Interesting that you describe the 5th and 6th as the ridiculous to the sublime. I find the 6th fully as hedonistic as its predecessor but feel free to expand on that one. I once had a music theory teacher who was a conductor of some note in the New York area. He promised to pay 10,000 bucks to the person who attended a "big time" live performance of the 6th where the audience didn't go wild after the 3rd movement, thinking it was the finale. Still haven't personally heard of any performance where that didn't happen which certainly speaks to the thought that New York audiences are just as dopey as any.

April 05, 2009 10:34 PM  
Blogger ziel said...

Figgy - thanks.

Where the Times' reviewer said "Mr. Dutoit also offered Tchaikovsky’s Fifth Symphony, stressing the big effects..." I think that's in line with my hearing of it as throwing all caution to the wind in playing it. I'll give him the benefit of the doubt that his reference to the "bit tune" is a bit of tongue-in-cheek recognition of its ubiquitous familiarity.
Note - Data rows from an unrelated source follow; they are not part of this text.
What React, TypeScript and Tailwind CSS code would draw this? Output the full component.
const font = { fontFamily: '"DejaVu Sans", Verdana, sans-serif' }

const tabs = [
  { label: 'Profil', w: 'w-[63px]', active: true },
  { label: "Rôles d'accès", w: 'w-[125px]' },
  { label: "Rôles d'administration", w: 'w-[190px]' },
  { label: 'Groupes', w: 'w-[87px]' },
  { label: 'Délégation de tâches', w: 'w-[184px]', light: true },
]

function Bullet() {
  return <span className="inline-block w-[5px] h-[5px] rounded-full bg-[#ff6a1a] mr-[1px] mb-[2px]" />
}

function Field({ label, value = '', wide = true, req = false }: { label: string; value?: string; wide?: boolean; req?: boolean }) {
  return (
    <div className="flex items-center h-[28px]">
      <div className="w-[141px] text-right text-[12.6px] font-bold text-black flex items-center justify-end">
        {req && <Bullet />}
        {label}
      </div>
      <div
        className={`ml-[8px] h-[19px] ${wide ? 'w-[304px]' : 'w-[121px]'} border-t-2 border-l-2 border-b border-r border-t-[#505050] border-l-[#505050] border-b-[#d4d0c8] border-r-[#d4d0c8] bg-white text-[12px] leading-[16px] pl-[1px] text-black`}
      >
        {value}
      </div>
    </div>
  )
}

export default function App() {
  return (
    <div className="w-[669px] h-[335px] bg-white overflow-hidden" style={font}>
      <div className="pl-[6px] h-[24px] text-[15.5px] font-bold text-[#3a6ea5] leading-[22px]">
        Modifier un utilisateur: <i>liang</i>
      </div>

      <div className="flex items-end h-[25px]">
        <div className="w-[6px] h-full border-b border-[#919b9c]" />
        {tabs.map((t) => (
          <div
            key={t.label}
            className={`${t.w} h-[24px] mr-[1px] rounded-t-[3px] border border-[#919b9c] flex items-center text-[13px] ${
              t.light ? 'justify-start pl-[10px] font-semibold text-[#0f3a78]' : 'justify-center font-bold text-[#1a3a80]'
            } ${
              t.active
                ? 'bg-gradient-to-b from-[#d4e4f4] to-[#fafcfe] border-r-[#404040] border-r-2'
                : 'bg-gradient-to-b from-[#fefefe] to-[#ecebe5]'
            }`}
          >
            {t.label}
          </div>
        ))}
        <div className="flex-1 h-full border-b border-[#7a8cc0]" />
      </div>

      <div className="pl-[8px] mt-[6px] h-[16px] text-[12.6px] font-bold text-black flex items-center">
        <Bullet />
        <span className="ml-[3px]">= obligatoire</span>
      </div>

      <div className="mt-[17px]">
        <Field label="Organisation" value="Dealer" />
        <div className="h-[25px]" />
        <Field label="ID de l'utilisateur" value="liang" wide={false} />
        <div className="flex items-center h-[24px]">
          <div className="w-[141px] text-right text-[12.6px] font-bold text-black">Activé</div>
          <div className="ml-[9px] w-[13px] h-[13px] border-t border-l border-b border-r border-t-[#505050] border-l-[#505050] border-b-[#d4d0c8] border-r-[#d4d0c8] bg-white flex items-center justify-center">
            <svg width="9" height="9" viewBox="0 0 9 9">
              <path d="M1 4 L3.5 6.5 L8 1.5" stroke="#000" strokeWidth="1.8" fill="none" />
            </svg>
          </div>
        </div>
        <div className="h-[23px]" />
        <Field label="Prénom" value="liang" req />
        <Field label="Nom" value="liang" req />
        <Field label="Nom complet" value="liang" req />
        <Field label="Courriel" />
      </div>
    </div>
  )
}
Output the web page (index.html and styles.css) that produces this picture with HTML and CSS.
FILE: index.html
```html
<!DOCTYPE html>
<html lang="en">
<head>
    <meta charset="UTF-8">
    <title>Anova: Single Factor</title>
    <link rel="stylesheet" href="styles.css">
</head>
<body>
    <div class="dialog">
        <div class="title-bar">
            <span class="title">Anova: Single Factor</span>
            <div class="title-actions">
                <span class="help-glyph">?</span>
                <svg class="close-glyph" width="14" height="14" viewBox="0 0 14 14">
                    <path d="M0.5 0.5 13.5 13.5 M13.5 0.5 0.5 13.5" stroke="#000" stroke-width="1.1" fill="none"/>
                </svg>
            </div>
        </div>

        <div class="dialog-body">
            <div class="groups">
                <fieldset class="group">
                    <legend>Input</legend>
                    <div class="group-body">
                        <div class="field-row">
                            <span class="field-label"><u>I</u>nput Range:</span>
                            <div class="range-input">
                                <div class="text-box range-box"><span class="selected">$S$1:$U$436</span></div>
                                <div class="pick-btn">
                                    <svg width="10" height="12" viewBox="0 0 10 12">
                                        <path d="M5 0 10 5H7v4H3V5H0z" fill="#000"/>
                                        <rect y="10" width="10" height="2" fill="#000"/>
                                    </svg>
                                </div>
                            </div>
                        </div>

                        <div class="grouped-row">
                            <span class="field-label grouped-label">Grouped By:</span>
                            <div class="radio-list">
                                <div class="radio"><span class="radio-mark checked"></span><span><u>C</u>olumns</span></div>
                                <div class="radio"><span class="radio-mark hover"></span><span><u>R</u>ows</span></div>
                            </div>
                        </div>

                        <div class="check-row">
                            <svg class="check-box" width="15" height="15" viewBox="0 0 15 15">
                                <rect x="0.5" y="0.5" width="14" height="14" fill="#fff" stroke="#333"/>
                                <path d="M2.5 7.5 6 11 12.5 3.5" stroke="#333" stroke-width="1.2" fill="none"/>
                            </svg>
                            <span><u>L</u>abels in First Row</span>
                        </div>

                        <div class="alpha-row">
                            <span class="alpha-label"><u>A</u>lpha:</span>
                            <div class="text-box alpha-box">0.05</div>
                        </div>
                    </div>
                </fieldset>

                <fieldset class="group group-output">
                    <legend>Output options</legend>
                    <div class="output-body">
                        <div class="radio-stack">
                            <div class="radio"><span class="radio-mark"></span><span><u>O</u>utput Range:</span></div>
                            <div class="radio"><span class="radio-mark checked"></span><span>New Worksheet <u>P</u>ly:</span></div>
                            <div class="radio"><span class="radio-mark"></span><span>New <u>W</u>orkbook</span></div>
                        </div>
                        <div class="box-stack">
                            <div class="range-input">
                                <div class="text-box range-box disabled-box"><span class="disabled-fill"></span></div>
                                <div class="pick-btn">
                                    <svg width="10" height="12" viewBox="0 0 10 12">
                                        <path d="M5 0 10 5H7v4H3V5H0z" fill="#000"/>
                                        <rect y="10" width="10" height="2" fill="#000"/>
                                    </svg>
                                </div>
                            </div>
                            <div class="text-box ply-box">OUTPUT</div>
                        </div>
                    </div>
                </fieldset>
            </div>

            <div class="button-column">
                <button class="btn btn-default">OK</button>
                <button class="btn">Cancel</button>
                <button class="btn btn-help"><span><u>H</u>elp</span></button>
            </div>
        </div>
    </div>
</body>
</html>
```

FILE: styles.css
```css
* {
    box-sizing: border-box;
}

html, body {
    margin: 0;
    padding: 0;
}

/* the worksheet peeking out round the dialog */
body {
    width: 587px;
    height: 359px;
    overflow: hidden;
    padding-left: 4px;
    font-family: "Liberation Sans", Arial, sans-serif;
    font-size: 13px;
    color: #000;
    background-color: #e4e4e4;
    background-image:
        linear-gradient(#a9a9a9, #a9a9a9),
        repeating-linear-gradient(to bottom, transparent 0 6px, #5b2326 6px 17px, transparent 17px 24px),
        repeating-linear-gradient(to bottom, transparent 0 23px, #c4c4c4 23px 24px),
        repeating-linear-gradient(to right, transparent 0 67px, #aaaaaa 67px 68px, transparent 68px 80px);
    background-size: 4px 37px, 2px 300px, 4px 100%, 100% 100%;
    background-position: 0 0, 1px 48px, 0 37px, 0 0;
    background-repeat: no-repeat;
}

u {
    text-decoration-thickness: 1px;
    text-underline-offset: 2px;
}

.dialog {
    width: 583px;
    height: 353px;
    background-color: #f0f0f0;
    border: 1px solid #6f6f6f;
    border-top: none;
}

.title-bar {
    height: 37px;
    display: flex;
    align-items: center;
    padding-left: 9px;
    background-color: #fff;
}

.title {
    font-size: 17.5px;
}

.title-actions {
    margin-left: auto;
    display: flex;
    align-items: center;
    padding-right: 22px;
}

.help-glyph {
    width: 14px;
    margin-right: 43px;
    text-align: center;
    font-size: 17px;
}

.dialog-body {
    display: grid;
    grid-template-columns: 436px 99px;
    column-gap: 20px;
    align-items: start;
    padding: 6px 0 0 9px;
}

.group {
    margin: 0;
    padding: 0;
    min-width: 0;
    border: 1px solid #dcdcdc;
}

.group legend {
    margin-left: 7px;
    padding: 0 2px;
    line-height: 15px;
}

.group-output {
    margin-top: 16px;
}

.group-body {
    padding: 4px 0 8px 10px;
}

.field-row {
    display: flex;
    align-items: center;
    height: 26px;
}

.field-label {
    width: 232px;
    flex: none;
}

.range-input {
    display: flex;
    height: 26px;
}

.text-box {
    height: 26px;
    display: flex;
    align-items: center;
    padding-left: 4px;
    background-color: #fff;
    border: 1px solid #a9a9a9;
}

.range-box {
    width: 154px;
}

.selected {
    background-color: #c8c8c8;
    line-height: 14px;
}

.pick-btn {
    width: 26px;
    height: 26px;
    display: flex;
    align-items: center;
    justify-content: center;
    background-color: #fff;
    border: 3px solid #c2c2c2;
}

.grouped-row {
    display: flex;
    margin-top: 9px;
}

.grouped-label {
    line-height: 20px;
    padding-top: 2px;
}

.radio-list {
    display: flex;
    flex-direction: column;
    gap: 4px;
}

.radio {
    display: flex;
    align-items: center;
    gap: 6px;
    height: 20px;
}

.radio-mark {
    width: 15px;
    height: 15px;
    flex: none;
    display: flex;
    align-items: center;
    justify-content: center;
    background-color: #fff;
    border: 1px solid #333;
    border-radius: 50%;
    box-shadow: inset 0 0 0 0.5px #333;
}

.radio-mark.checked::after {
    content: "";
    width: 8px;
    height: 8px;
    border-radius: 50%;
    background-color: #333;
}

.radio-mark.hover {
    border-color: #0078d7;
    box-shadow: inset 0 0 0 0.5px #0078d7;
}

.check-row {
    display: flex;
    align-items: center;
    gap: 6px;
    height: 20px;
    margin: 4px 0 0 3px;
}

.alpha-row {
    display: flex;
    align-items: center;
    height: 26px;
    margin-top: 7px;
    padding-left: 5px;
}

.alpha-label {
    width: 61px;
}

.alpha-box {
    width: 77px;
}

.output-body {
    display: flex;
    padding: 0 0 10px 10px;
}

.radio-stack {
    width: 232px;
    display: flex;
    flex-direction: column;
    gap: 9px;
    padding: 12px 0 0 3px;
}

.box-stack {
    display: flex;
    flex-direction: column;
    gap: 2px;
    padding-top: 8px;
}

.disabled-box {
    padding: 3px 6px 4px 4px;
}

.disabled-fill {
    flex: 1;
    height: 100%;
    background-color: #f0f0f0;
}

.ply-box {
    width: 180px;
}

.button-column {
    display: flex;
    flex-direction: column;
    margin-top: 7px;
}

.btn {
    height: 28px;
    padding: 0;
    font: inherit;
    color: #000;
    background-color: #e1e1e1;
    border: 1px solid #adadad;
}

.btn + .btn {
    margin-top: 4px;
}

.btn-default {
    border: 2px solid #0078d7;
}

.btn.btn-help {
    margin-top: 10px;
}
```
In retrospect, though, I have to agree that the playing of the second movement's first figure was the highlight.

As far as the sixth, "sublime" may be going too far, but it is Tchaikovsky and everything is relative:) Generally I find the 6th to be more thematically restrained, to have much richer orchestral textures and more interesting thematic development than the 5th (but not as much fun). Yes, the 3rd movement doesn't fit the above - perhaps he felt without it the work would be too somnolent or lugubrious, but it does kind of just stick out there.

The audience did manage to avoid applauding between movements of the fifth, though there was a smattering of applause after the first movement of the Prokofiev concerto.

April 05, 2009 11:15 PM  
Blogger Steve Sailer said...

John Denver lifted the opening notes for his song "You Fill Up My Senses" from the slow movement of Tchaikovsky's Fifth Symphony.

I suspect most symphonic concerts before the middle of the 20th Century sounded rather like this one -- under-rehearsed and show-offy. It probably made concert reviewing more meaningful than today, when so many performances are technically perfect.